In November 2014, Sohmen retired as chairman of BW Group. He was replaced by Andreas Sohmen-Pao, one of his sons.

=== Positions held ===

- From 1984 to 1996, he was a board member, and then from 1996 to 2005 Deputy Chairman of the Supervisory Board of HSBC. Finally from 1990 to 2007, he was a board member of parent company HSBC Holdings Plc.
- From 1985 to 1989 he was CEO of Dragon Air
- Until 1994, he was Director of Development at Harbour Centre Limited (Hong Kong Shipowners' Association), Hong Kong.
- President of the Baltic and International Maritime Council, Copenhagen.
- Legislator in the Hong Kong Legislative Council
- Chairman of the Hong Kong Austrian Association, Vienna.
- Board Member (1986–2001) and CEO (2001–2006) of the International Tanker Owners Pollution Federation, London
- First International Board Member of the Southern Methodist University Board of Trustees, 1999.
- 2000-2008 Hong Kong University of Science and Technology
- Vice President (1986–1989) and President (1989–1990) of the Hong Kong Chamber of Commerce
- Deputy Chairman (1996–1998) and Chairman (1998–2000) of the Pacific Basin Economic Council (PBEC)
- 2000 Member of the APEC Business Advisory Council (in conjunction with the Presidency at PBEC)
- Executive Committee Member (1998–2002), Vice President (2002–2003) and President (2003–2004) of the Hong Kong Club
- Chairman of the Hong Kong Academy for Performing Arts
- Chairman of the Commission on the Review of the ICAC
- Honorary President of the Austrian Society for the promotion of friendly and cultural relations with the PRC (ÖGCF)
- Founding President of the Far East Sohmen Foundation
- Member of the International Advisory Board to the Austrian Chancellor

== Personal life and death ==
In 1967, Sohmen married Anna Pui Hing Pao, whom he had met while studying in Canada. Sohmen had three children (two sons and one daughter).
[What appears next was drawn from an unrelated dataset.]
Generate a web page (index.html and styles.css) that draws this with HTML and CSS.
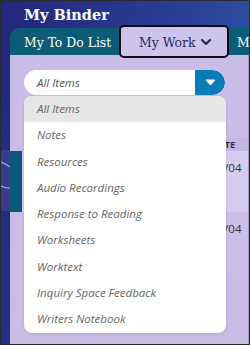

Sohmen's wife Pui Hing Anna Pao Sohmen held several functions in Hong Kong and was also a member of the Chinese People's Political Consultative Conference. In 2005 she was awarded the Silver Bauhinia Star.

Sohmen died on 26 October 2025, at the age of 85.

==Awards==
- 1990 Order of the British Empire
- 1995 nomination in the "Eminent Persons Group" by the European Commission (16-member advisory committee of the two economic blocs in the EU and ASEAN)
- 1998 Schumpeter Prize of the Schumpeter Society

==Foundations==
Sohmen set up a number of foundations.

In 1987 he established the Egon Sohmen Foundation in memory of his brother Egon Sohmen (1930–1977). The Foundation promotes economic research and aims to get involved in important public policy debates. For this purpose it initiated its own star-studded annual international symposia and lectures at universities where Egon Sohmen formerly worked. It issued a separate publication. Scientific Advisor until 1999 Herbert Giersch, since 2002, Bernd Hans Jurgens.

With the aim of enabling young Austrians to have their first contacts with the Asian region, in 1991 Sohmen set up the Sohmen-Far East Foundation (SFEF). Operational headquarters of the advisory board of the foundation is in his home town of Linz. Qualified scholarship recipients through these grants have the opportunity to expand their horizons and to establish business contacts.

In 1993, Sohmen established the Sohmen-China Foundation for the Promotion of Austria Society (ÖGCF) to promote friendly and cultural relations with the PRC. It supports a variety of cultural and intellectual events and supports aid for visitation programs, educational concerns, activities in Austria and the publication of relevant publications. In 1996 and 2003 in Shanghai and Beijing on Tiananmen Square, it has co-organized exhibitions.